需要注意的是priority和cost是负相关的，cost越低，priority越高，因此在update函数中，倘若我们发现原有的p比新传来的参数priority要低，则证明原有路径更优，因此直接break，不去更新。
回到UCS的代码实现，这次我们push到frontier的元素是一个三元组，如此做的目的当然还是记录路径：

initial = (problem.getStartState(), [], 0)
frontier.push(initial, 0)

之所以不采用上文中DFS和BFS的记录方式，是因为除了action，路径代价cost同样需要累加。不过在采用这种记录方法后，就不必调用源码中的update函数了，因为即便state相同，path和cost也不同，所以直接push到优先级队列即可。

A*搜索

def aStarSearch(problem, heuristic=nullHeuristic):
    explored = set()
    frontier = util.PriorityQueue()
    initial = problem.getStartState()
    tot = heuristic(initial, problem)
    frontier.push((initial, [], tot), tot)

    while True:
        if frontier.isEmpty():
            return []

        (node, result, value) = frontier.pop()

        if problem.isGoalState(node):
            return result

        explored.add(node)
        children = problem.expand(node)

        for child, action, cost in children:
            if child not in explored:
                tmp = value + cost + heuristic(child, problem)
                frontier.push((child, result + [action], tmp), tmp)

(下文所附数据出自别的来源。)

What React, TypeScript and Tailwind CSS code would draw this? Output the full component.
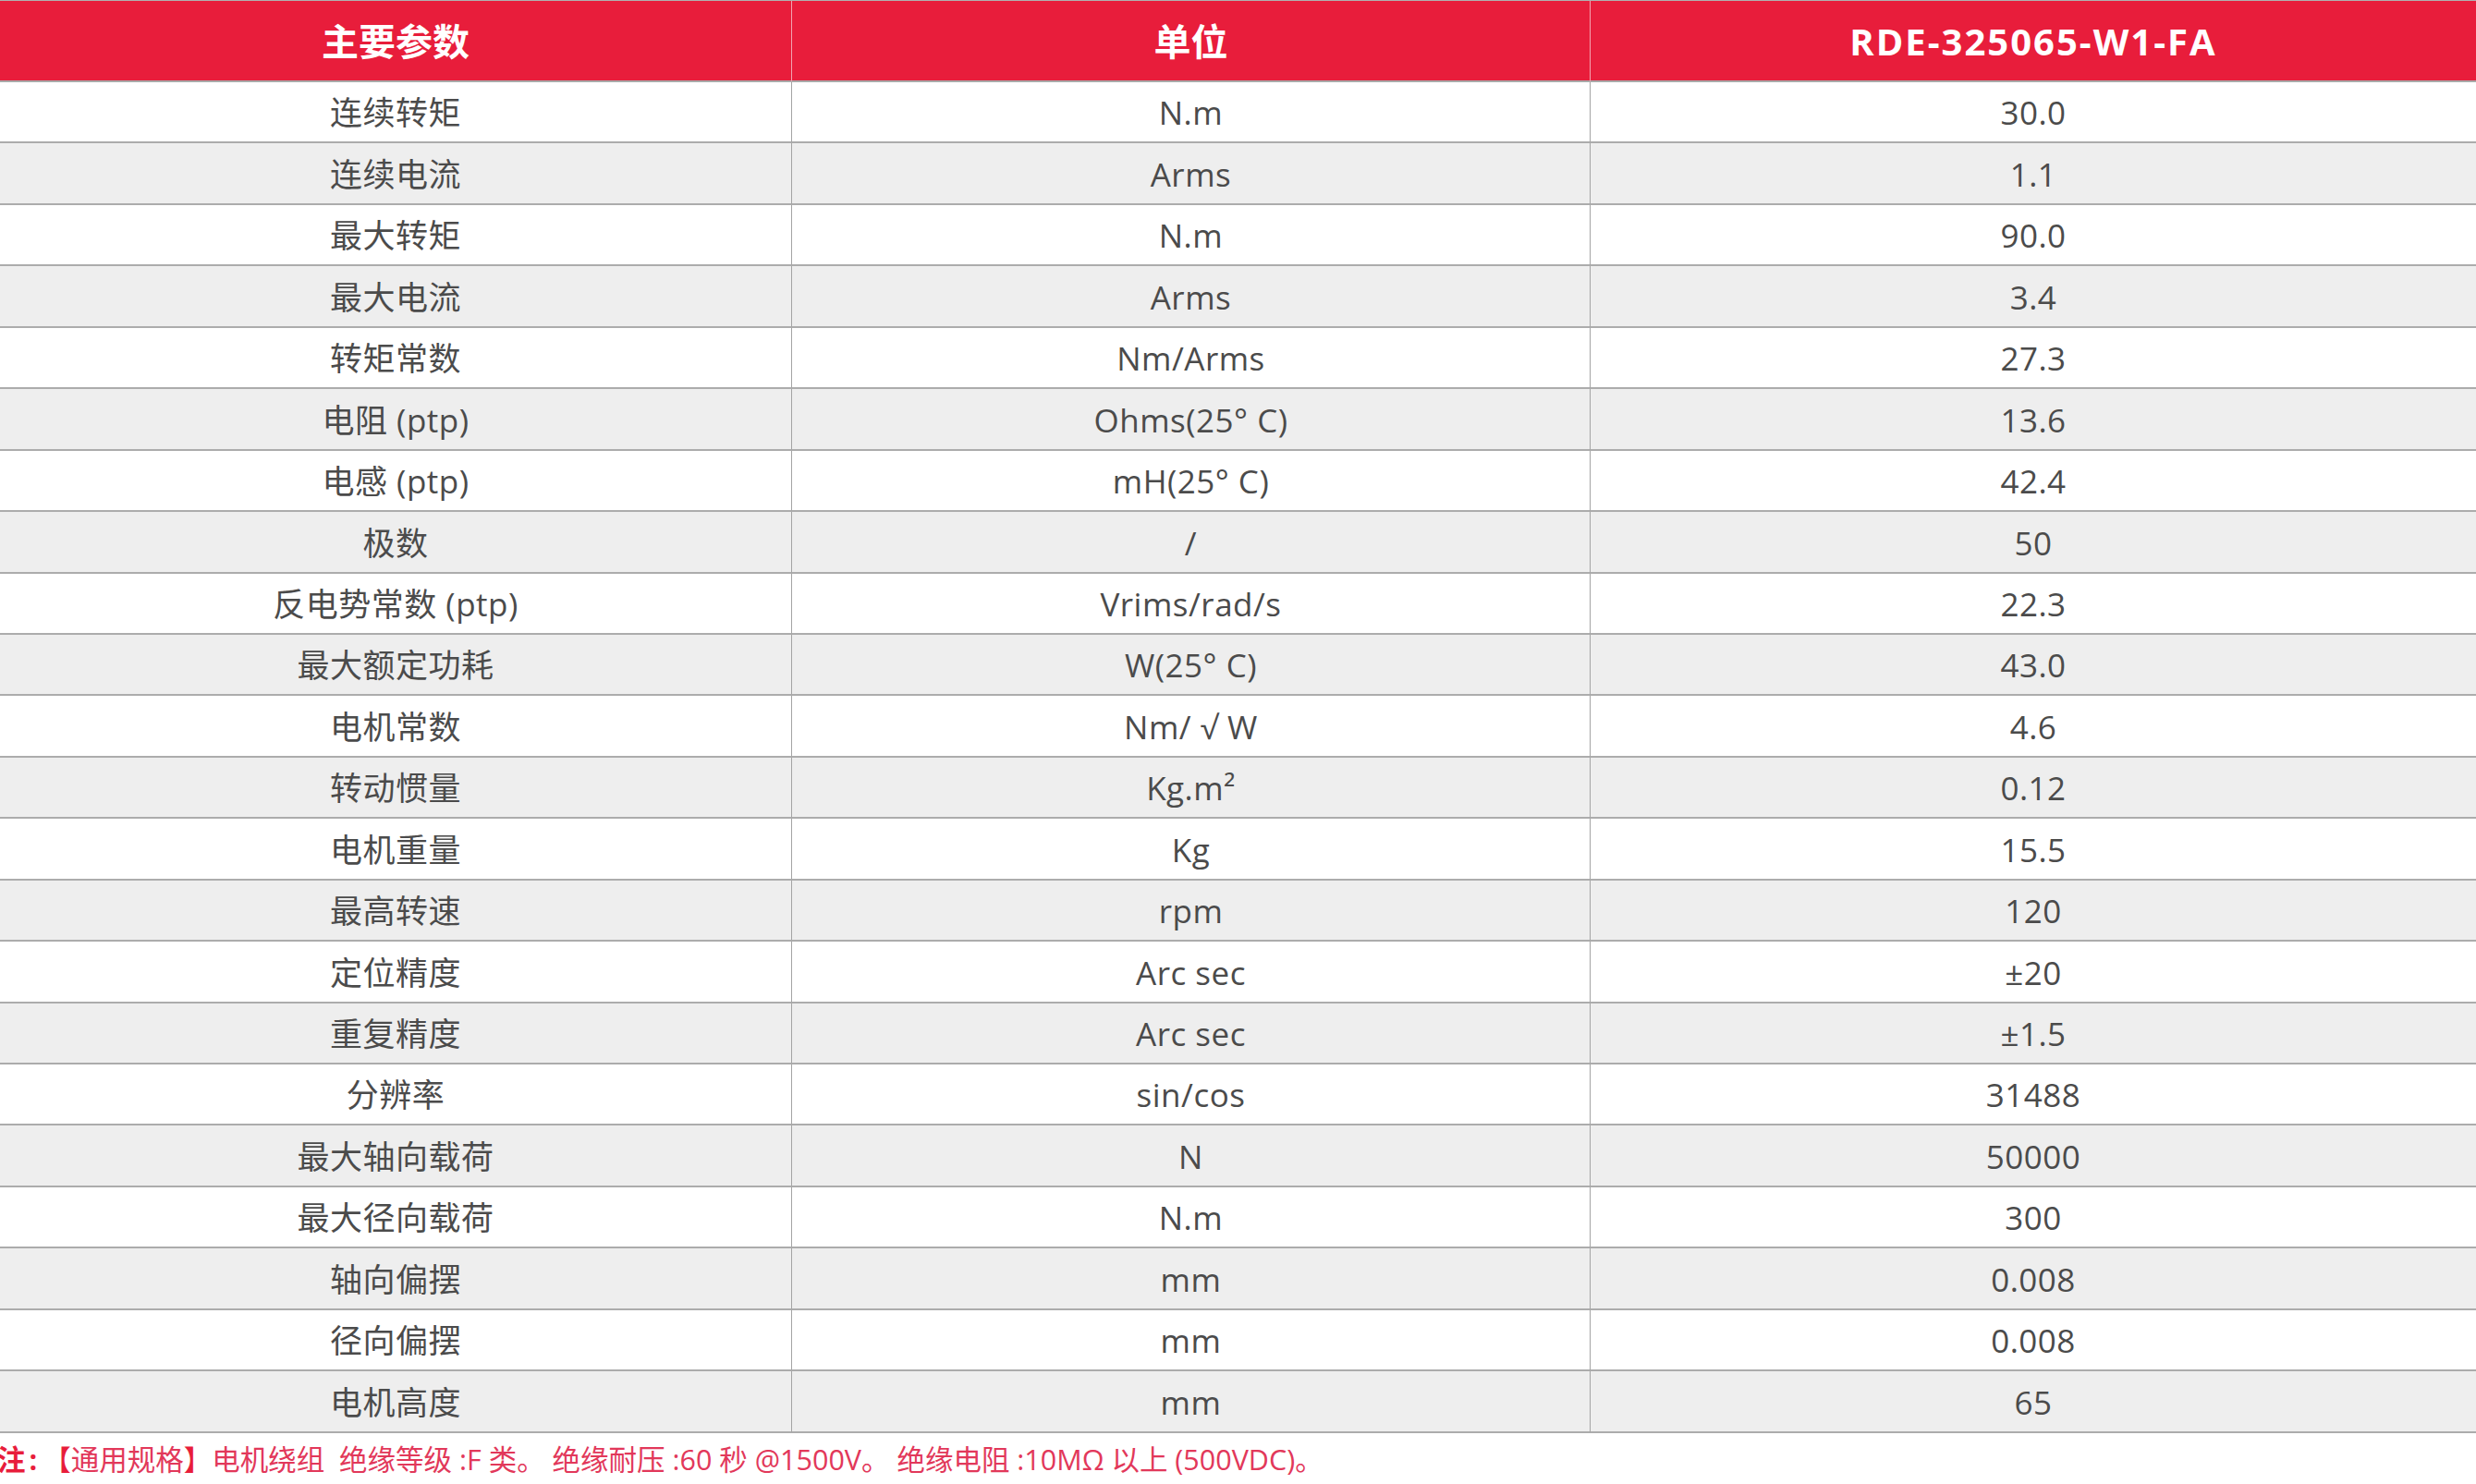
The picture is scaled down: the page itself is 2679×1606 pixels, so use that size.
import React from "react";

const rows: [string, React.ReactNode, string][] = [
  ["连续转矩", "N.m", "30.0"],
  ["连续电流", "Arms", "1.1"],
  ["最大转矩", "N.m", "90.0"],
  ["最大电流", "Arms", "3.4"],
  ["转矩常数", "Nm/Arms", "27.3"],
  ["电阻 (ptp)", "Ohms(25° C)", "13.6"],
  ["电感 (ptp)", "mH(25° C)", "42.4"],
  ["极数", "/", "50"],
  ["反电势常数 (ptp)", "Vrims/rad/s", "22.3"],
  ["最大额定功耗", "W(25° C)", "43.0"],
  ["电机常数", "Nm/ √ W", "4.6"],
  ["转动惯量", "Kg.m²", "0.12"],
  ["电机重量", "Kg", "15.5"],
  ["最高转速", "rpm", "120"],
  ["定位精度", "Arc sec", "±20"],
  ["重复精度", "Arc sec", "±1.5"],
  ["分辨率", "sin/cos", "31488"],
  ["最大轴向载荷", "N", "50000"],
  ["最大径向载荷", "N.m", "300"],
  ["轴向偏摆", "mm", "0.008"],
  ["径向偏摆", "mm", "0.008"],
  ["电机高度", "mm", "65"],
];

export default function App() {
  return (
    <div
      className="w-[2679px] h-[1606px] bg-white overflow-hidden"
      style={{ fontFamily: '"Open Sans", "Noto Sans CJK SC", sans-serif' }}
    >
      <div className="grid grid-cols-[857px_864px_1fr] border-t border-[#b0b0b0]">
        {["主要参数", "单位", "RDE-325065-W1-FA"].map((h, i) => (
          <div
            key={h}
            className={`h-[88px] bg-[#e81d3b] border-b-2 border-[#a9a9a9] flex items-center justify-center pt-[2px] text-white font-bold text-[40px] ${
              i < 2 ? "border-r border-r-[#f2a3b0]" : "tracking-[2px]"
            }`}
          >
            {h}
          </div>
        ))}
        {rows.map((r, ri) =>
          r.map((c, ci) => (
            <div
              key={`${ri}-${ci}`}
              className={`h-[66.45px] border-b-2 border-[#acacac] flex items-center justify-center pt-[3px] text-[35px] tracking-[0.5px] text-[#4b4b4b] ${
                ri % 2 === 1 ? "bg-[#eeeeee]" : "bg-white"
              } ${ci < 2 ? "border-r border-r-[#a4a4a4]" : ""}`}
            >
              {c}
            </div>
          ))
        )}
      </div>
      <div className="h-[56px] flex items-center pt-[3px] text-[30.5px] text-[#e2385a] whitespace-pre">
        <span className="font-bold text-[#e81d3b] -ml-[3px]">注</span>
        <span className="font-bold text-[#e81d3b] ml-[4px]">:</span>
        <span className="text-[#e81d3b] ml-[6px]">【</span>
        <span>通用规格</span>
        <span className="text-[#e81d3b]">】</span>
        <span>电机绕组  绝缘等级 :F 类。 绝缘耐压 :60 秒 @1500V。 绝缘电阻 :10MΩ 以上 (500VDC)。</span>
      </div>
    </div>
  );
}
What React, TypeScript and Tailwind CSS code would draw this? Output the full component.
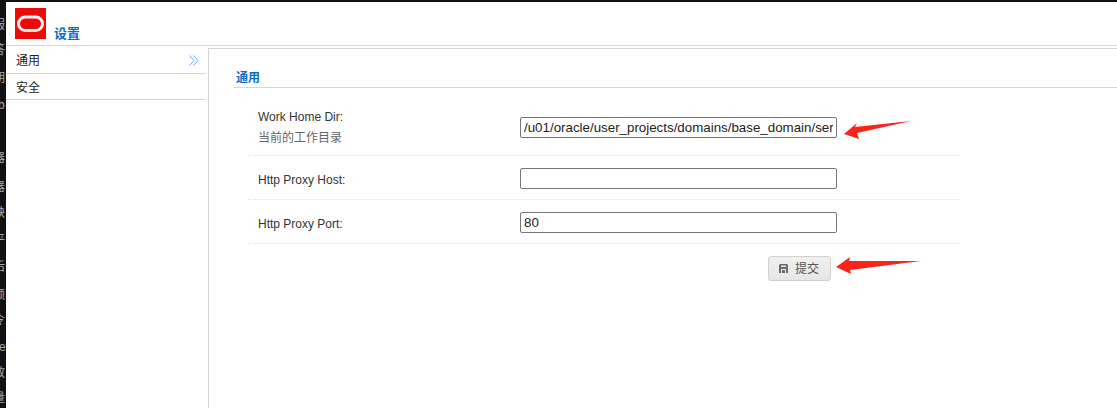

A*搜索是UCS和Greedy Search的结合体 (所谓Greedy Search，就是完全依据启发式进行搜索。该方法无法保证最优先和完备性)。A*算法的代码结构和UCS基本相同，只是额外引入了启发式函数heuristic。笔者首次接触到启发式这个概念，是在大一学习八数码的时候，这是一个相对基本的问题。不过，启发式是无处不在的，就连运筹学的运输规划都会利用启发式来快速获得初始基可行解。优良的启发式函数能够在常数上大幅优化原算法，加快搜索速度。不过即便如此，A*算法仍旧是指数复杂度的，只是在状态空间庞大的问题中，它会比前文中的几种朴素搜索算法快捷得多。
倘若我们不调用heuristic，那么这里的A*算法就退化成了UCS。因此，我们需要自行设计启发式函数，对于A*算法而言，启发式函数需要满足两条性质：
- Admissibility：对于任一节点而言，启发式函数所得的估计值，应当 $\leq$ 该点到达终止状态的真实路径代价，即 $heuristic\quad cost \leq actual\quad cost$ ；
- Consistency：其英文解释见下，相当于三角不等式。
for every node $n$ and every successor $n'$ of $n$ generated by any action $a$ , the estimated cost of reaching the goal from $n$ is no greater than the step cost of getting to $n'$ plus the estimated cost of reaching the goal from $n'$
在不超过真实路径代价的前提下，启发式函数所计算的值越大越好。因此对于Pac Man而言，采用哈密顿距离要优于欧氏距离。

def yourHeuristic(position, problem, info={}):
    goal = problem.goal
    return abs(position[0] - goal[0]) + abs(position[1] - goal[1])

至此，Pac Man作业的任务一就完成了。目前，我们利用四种搜索算法，解决了一个简单的寻径问题。在任务二中，我们将会对代价函数和项目源码有更进一步的了解，而在任务三中，我们将会接触到博弈问题，利用Minimax算法、Alpha-Beta剪枝、启发式评价函数实现一款真正智能的吃豆人小游戏。